A deliberate piece of internet horror designed to feel half-remembered and dangerous?

Maybe the reason the story endures is that it does not need a final answer. The Wyoming Incident works because it revives a very old human fear in a very modern form: the fear that a machine we trust might suddenly turn, stare back at us, and start speaking in a language we do not understand.

And once that fear gets inside a story, it does not matter whether the tape is authentic, corrupted, or invented from scratch. The effect is the same. You imagine the room. You imagine the screen. You imagine the second when normal programming disappears and something else arrives in its place.

Late at night, with the lights low, that is enough.

Maybe that is why the legend still lingers.
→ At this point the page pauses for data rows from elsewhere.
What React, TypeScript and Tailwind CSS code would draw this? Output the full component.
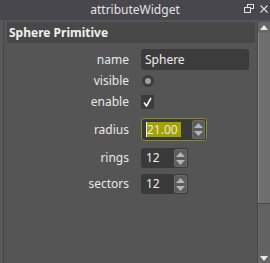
import React from "react";

const font = { fontFamily: '"Noto Sans", "DejaVu Sans", sans-serif' };

function SpinArrows({ h }: { h: number }) {
  return (
    <div
      className="ml-auto mr-[1px] flex w-[13px] flex-col items-center justify-center gap-[3px] rounded-[2px] border border-[#6a6a6a] bg-[#5c5c5c]"
      style={{ height: h }}
    >
      <svg width="9" height="5" viewBox="0 0 9 5">
        <polygon points="0,5 4.5,0 9,5" fill="#b4b4b4" />
      </svg>
      <svg width="9" height="5" viewBox="0 0 9 5">
        <polygon points="0,0 4.5,5 9,0" fill="#b4b4b4" />
      </svg>
    </div>
  );
}

function Row({
  label,
  children,
  mt,
}: {
  label: string;
  children: React.ReactNode;
  mt: string;
}) {
  return (
    <div className={`flex items-center ${mt}`}>
      <div className="w-[125px] text-right text-[12px] leading-none text-[#e8e8e8]">
        {label}
      </div>
      <div className="ml-[12px] flex items-center">{children}</div>
    </div>
  );
}

export default function App() {
  return (
    <div
      className="flex h-[263px] w-[270px] flex-col overflow-hidden bg-[#555555]"
      style={font}
    >
      {/* title bar */}
      <div className="relative flex h-[20px] shrink-0 items-center justify-center bg-[#47474d]">
        <span className="text-[12px] leading-none text-[#e4e4e4]">attributeWidget</span>
        <div className="absolute right-[2px] top-[4px] flex items-center gap-[6px]">
          <svg width="10" height="9" viewBox="0 0 10 9">
            <rect x="3.5" y="0.5" width="6" height="4" fill="none" stroke="#e0e0e0" />
            <rect x="0.5" y="3.5" width="6" height="5" fill="#47474d" stroke="#e0e0e0" />
          </svg>
          <svg width="8" height="8" viewBox="0 0 8 8">
            <path d="M0.5 0.5 L7.5 7.5 M7.5 0.5 L0.5 7.5" stroke="#e0e0e0" strokeWidth="1.1" />
          </svg>
        </div>
      </div>

      {/* body */}
      <div className="flex flex-1">
        <div className="w-[3px] bg-[#585858]" />
        <div className="flex-1 border-l border-[#464646]">
          <div className="ml-[3px] mr-[2px] mt-[2px] flex h-[21px] items-center bg-[#484848] pl-[2px]">
            <span className="text-[12px] font-bold leading-none text-[#f0f0f0]">
              Sphere Primitive
            </span>
          </div>

          <div className="flex flex-col">
            <Row label="name" mt="mt-[6px]">
              <div className="flex h-[21px] w-[108px] items-center rounded-[3px] bg-[#3c3c3c] pl-[4px] text-[12px] text-[#eeeeee]">
                Sphere
              </div>
            </Row>
            <Row label="visible" mt="mt-[5px]">
              <div className="ml-[1px] flex h-[12px] w-[12px] items-center justify-center rounded-full bg-[#3c3c3c]">
                <div className="h-[6px] w-[6px] rounded-full bg-[#a0a0a0]" />
              </div>
            </Row>
            <Row label="enable" mt="mt-[8px]">
              <div className="flex h-[14px] w-[13px] items-center justify-center bg-[#3c3c3c]">
                <svg width="9" height="10" viewBox="0 0 9 10">
                  <path d="M1 5.5 L3.5 9 L8 1" fill="none" stroke="#f2f2f2" strokeWidth="1.6" />
                </svg>
              </div>
            </Row>
            <Row label="radius" mt="mt-[9px]">
              <div className="flex h-[23px] w-[66px] items-center rounded-[3px] border border-[#8a8a26] bg-[#3a3a3a]">
                <div className="ml-[4px] flex h-[15px] items-center bg-[#a3a300] pr-[3px]">
                  <div className="h-[15px] w-[1px] bg-white" />
                  <span className="text-[12px] leading-none text-[#e8e8e0]">21.00</span>
                </div>
                <SpinArrows h={19} />
              </div>
            </Row>
            <Row label="rings" mt="mt-[7px]">
              <div className="flex h-[20px] w-[47px] items-center rounded-[3px] bg-[#3a3a3a]">
                <span className="pl-[5px] text-[12px] leading-none text-[#eeeeee]">12</span>
                <SpinArrows h={18} />
              </div>
            </Row>
            <Row label="sectors" mt="mt-[6px]">
              <div className="flex h-[20px] w-[47px] items-center rounded-[3px] bg-[#3a3a3a]">
                <span className="pl-[5px] text-[12px] leading-none text-[#eeeeee]">12</span>
                <SpinArrows h={18} />
              </div>
            </Row>
          </div>
        </div>

        {/* scrollbar */}
        <div className="mt-[2px] flex w-[13px] flex-col border-l border-[#474747]">
          <div className="flex h-[11px] items-center justify-center bg-[#676767]">
            <svg width="8" height="5" viewBox="0 0 8 5">
              <polygon points="0,5 4,0 8,5" fill="#e8e8e8" />
            </svg>
          </div>
          <div className="h-[170px] border-l border-[#888888] bg-[#6e6e6e]" />
          <div className="flex-1 border-t border-[#4a4a4a] bg-[#626262]" />
          <div className="flex h-[8px] items-start justify-center bg-[#676767] pt-[1px]">
            <svg width="8" height="5" viewBox="0 0 8 5">
              <polygon points="0,0 4,5 8,0" fill="#e8e8e8" />
            </svg>
          </div>
        </div>
      </div>
    </div>
  );
}
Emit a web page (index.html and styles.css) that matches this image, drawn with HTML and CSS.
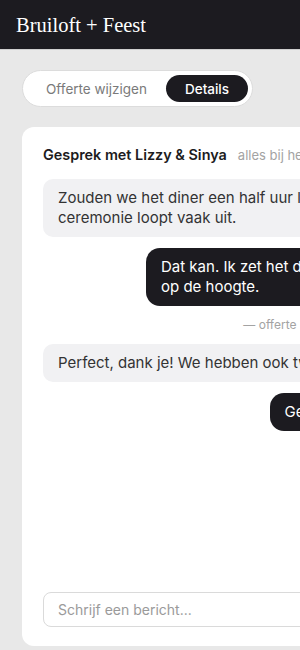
FILE: index.html
```html
<!DOCTYPE html>
<html lang="nl">
<head>
<meta charset="utf-8">
<title>Bruiloft + Feest</title>
<link rel="stylesheet" href="styles.css">
</head>
<body>
<header class="topbar">
  <h1 class="brand">Bruiloft + Feest</h1>
</header>
<main class="page">
  <nav class="toggle">
    <button class="toggle-btn">Offerte wijzigen</button>
    <button class="toggle-btn active">Details</button>
  </nav>
  <section class="card">
    <div class="card-head">
      <h2 class="card-title">Gesprek met Lizzy &amp; Sinya</h2>
      <span class="card-sub">alles bij het juiste team</span>
    </div>
    <div class="chat">
      <div class="msg in">Zouden we het diner een half uur later doen? De ceremonie loopt vaak uit.</div>
      <div class="msg out">Dat kan. Ik zet het direct door en houd jullie op de hoogte.</div>
      <div class="meta">— offerte bijgewerkt: diner start om 19:30 uur</div>
      <div class="msg in">Perfect, dank je! We hebben ook twee vegans.</div>
      <div class="msg out">Geweldig, dat nemen we op.</div>
    </div>
    <div class="composer">
      <input class="composer-input" type="text" placeholder="Schrijf een bericht...">
    </div>
  </section>
</main>
</body>
</html>
```
FILE: styles.css
```css
html, body {
  margin: 0;
  padding: 0;
  height: 650px;
  overflow: hidden;
}
body {
  background: #e8e8e8;
  font-family: Inter, "Noto Sans", sans-serif;
  color: #1c1b20;
}
.topbar {
  height: 49px;
  background: #1c1b20;
  border-bottom: 1px solid #cfcfcf;
  display: flex;
  align-items: center;
  padding-left: 16px;
}
.brand {
  margin: 0;
  font-family: "Liberation Serif", "DejaVu Serif", serif;
  font-weight: 400;
  font-size: 20.5px;
  color: #fff;
  padding-top: 2px;
}
.page {
  padding: 20px 0 0 22px;
  display: flex;
  flex-direction: column;
  gap: 20px;
}
.toggle {
  align-self: flex-start;
  display: flex;
  background: #fff;
  border: 1px solid #dcdcdc;
  border-radius: 999px;
  padding: 4px;
  height: 27px;
}
.toggle-btn {
  border: 0;
  background: transparent;
  font-family: inherit;
  font-size: 13.5px;
  color: #7a7a7a;
  padding: 0 19px;
  border-radius: 999px;
  cursor: pointer;
}
.toggle-btn.active {
  background: #1c1b20;
  color: #fff;
  font-weight: 500;
  padding: 0 19px;
}
.card {
  width: 500px;
  height: 519px;
  box-sizing: border-box;
  background: #fff;
  border-radius: 12px;
  padding: 19px 21px;
  display: flex;
  flex-direction: column;
}
.card-head {
  display: flex;
  align-items: baseline;
  gap: 11px;
  white-space: nowrap;
}
.card-title {
  margin: 0;
  font-size: 14.4px;
  font-weight: 600;
  color: #1c1b20;
}
.card-sub {
  font-size: 13px;
  color: #a3a3a3;
}
.chat {
  flex: 1;
  display: flex;
  flex-direction: column;
  gap: 11px;
  margin-top: 16px;
}
.msg {
  box-sizing: border-box;
  padding: 9px 15px;
  font-size: 15px;
  line-height: 20px;
}
.msg.in {
  max-width: 400px;
  align-self: flex-start;
  background: #f1f1f3;
  color: #333;
  border-radius: 10px;
}
.msg.out {
  max-width: 355px;
  align-self: flex-end;
  background: #1c1b20;
  color: #fff;
  border-radius: 14px;
}
.meta {
  align-self: flex-end;
  font-size: 12px;
  line-height: 16px;
  color: #a3a3a3;
}
.composer-input {
  width: 100%;
  box-sizing: border-box;
  height: 35px;
  border: 1px solid #dadada;
  border-radius: 8px;
  padding: 0 14px;
  font-family: inherit;
  font-size: 14px;
  color: #333;
  outline: none;
}
.composer-input::placeholder {
  color: #9a9a9a;
}
```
Because even now, in an age of perfect playback and constant uploads, the idea still feels possible in the oldest part of the brain. A signal travels through darkness. It reaches your house. It enters the room. And for a few seconds, before reason catches up, you wonder whether the thing on the screen came from a person at all.

That is the Wyoming Incident.

Not just a broadcast hack, not just an internet myth, but a story that sits in the static between the two—still flickering, still distorted, still refusing to go completely dark.